Edmund, Gloucester’s illegitimate son, bothers me right from the beginning of the play. Shakespeare repeatedly calls him a “bastard” throughout the play. He’s one of the first characters introduced in King Lear, and we see that his father goes out of his way to let us know he’s his illegitimate son: “Though this knave came something saucily into the world before he was called for, yet was his mother fair; there was good sport at his making, and the whoreson must be acknowledged” (1.1 .17-20). This is what motivates Edmund to do what he does throughout the play. His father has insulted him, and this is why he plots to have his brother, Edgar, falsely accused of plotting to kill their father. Edmund states: “Wherefore should I stand in the plague of custom, and permit the curiosity of nations to deprive me, for that I am some twelve or fourteen moon-shines lag of a brother? Why bastard? Wherefore base? When my dimensions are as well compact, my mind as generous, and my shape as true, as honest madam’s issue? Why brand they us with ‘base, base bastardly? (1.2.2-6). He knows he has been a joke his entire life, and this is why he acts like a “bastard”. For the entire play, Edmund is a villain and he is proud of the evil he does, but he is different from other Shakespearean villains. Even though I hate him, it’s hard not to feel bad for him after what he’s been through. I’m curious to see if he does any good in the end of the play.


5 thoughts on “Edmund

  1. kem1008

    I agree–although I sympathize with Edmund in a sense, he is truly a villain.
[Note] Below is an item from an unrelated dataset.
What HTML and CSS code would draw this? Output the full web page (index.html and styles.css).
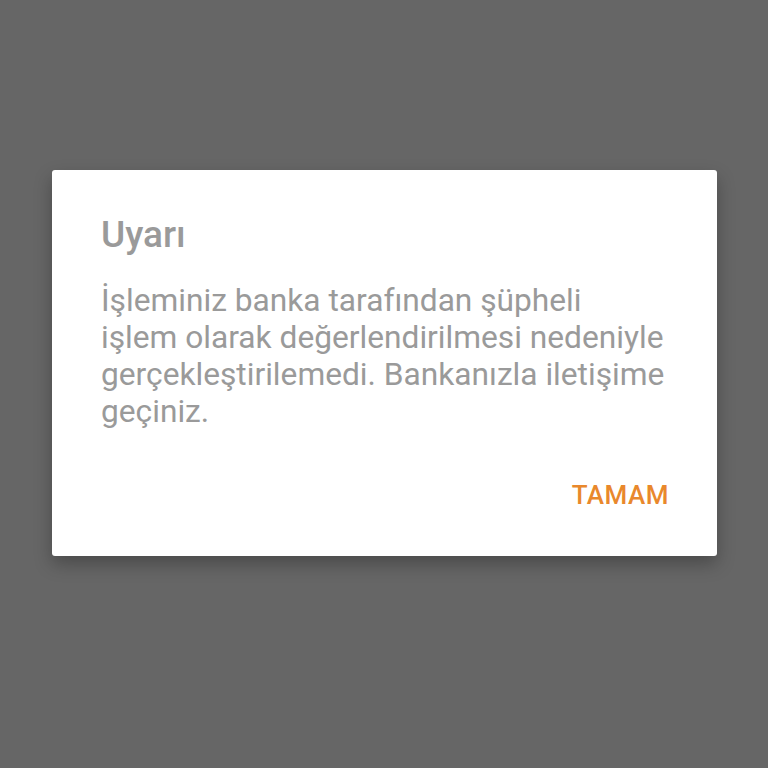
FILE: index.html
```html
<!DOCTYPE html>
<html lang="tr">
<head>
<meta charset="utf-8">
<link rel="stylesheet" href="styles.css">
</head>
<body>
<div class="overlay">
  <div class="dialog">
    <h1 class="title">Uyarı</h1>
    <p class="message">İşleminiz banka tarafından şüpheli<br>işlem olarak değerlendirilmesi nedeniyle<br>gerçekleştirilemedi. Bankanızla iletişime<br>geçiniz.</p>
    <div class="actions">
      <button class="btn">TAMAM</button>
    </div>
  </div>
</div>
</body>
</html>
```
FILE: styles.css
```css
html, body {
  margin: 0;
  padding: 0;
  width: 768px;
  height: 768px;
  background: #666666;
  font-family: Roboto, "Noto Sans", sans-serif;
}
.overlay {
  width: 768px;
  height: 768px;
  display: flex;
  justify-content: center;
  align-items: flex-start;
  padding-top: 170px;
  padding-left: 1px;
  box-sizing: border-box;
}
.dialog {
  width: 665px;
  height: 386px;
  box-sizing: border-box;
  background: #ffffff;
  border-radius: 3px;
  box-shadow: 0 8px 18px rgba(0,0,0,0.28);
  padding: 0 48px 0 49px;
  display: flex;
  flex-direction: column;
}
.title {
  margin: 43px 0 0 0;
  font-size: 37px;
  font-weight: 500;
  line-height: 44px;
  color: #9a9a9a;
}
.message {
  margin: 25px 0 0 0;
  font-size: 31.7px;
  line-height: 37px;
  color: #9a9a9a;
  font-weight: 400;
  white-space: nowrap;
}
.actions {
  display: flex;
  justify-content: flex-end;
  margin-top: 50px;
}
.btn {
  border: none;
  background: none;
  padding: 0;
  font-family: Roboto, sans-serif;
  font-size: 26px;
  line-height: 30px;
  font-weight: 500;
  color: #e9882c;
  letter-spacing: 0.5px;
}
```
His vengeful attitude will not help his case, yet I suppose it is the most natural reaction to rough treatment; it just prevents any more positive things to come his way as a form of reward or respect. His actions can only come back to haunt him, and diminish any respect he may have once received.

  2. hannahs

    Edmund is most definitely a villain. It is sad to see how his motives come from a deep need for love. He was never really loved by his father and the entire world scorned him just because of the way he was born. He is despicable for what he had done but what kind of alliance should he have for a man who does not want to acknowledge his son. He does align himself with both sisters but I don't blame him for that one. For the first time he was receiving attention from powerful women. For once in his life Edmund was getting praise and positive attention and for a child starved of that they will keep it at any cost.

  3. danielleadams

    I agree that it is difficult to know how we should perceive Edmund. Is he a villain, a victim, or both? However, after reading the remainder of the play, it seems that Edmund cannot be categorized as either a villain or a victim, as he is in fact simultaneously both. While it is his status as a "bastard" that drives him to want to exercise his full humanity and declare his equal right to his father's inheritance, he goes about it in such a way that is quite not only risky, but evil. While it is difficult to see by what other means he could have won his right to his father's property, it seems, in my opinion, that he could have lived a relatively comfortable life in his former position. While he was viewed as a "bastard" son he was still acknowledged by his father who made sure that while he did not legally hold the same rights as Edgar, he was able to maintain a similar quality of life. Thus, while it is difficult to judge Edmund, I think that it can be stated that he is, in general, hypocritical, considering how he wants the same legal rights as Edmund, his father's loving son, while his actions show that his greed overpowers any sense of love that he has for this same father.

  4. Michele

    I completely agree with you. I think Edmund is a very annoying character. I can't help but think of a spoiled brat that will do anything in his power to get what he wants. I don't feel much sympathy for him because we see how Edgar is the opposite and rather choose being a beggar instead of fighting his brother for the inhertitance. I think Edmund should be punished for his actions and get what he deserves.

  5. Jenn Mathias

    I also agree. It is hard to catagorize Edmund because he is dealing with a lot of factors that are against him. Maybe we should feel a certain sympathy for him because everyone is against him. But then again, as Danielle said, he just goes about everything the wrong way.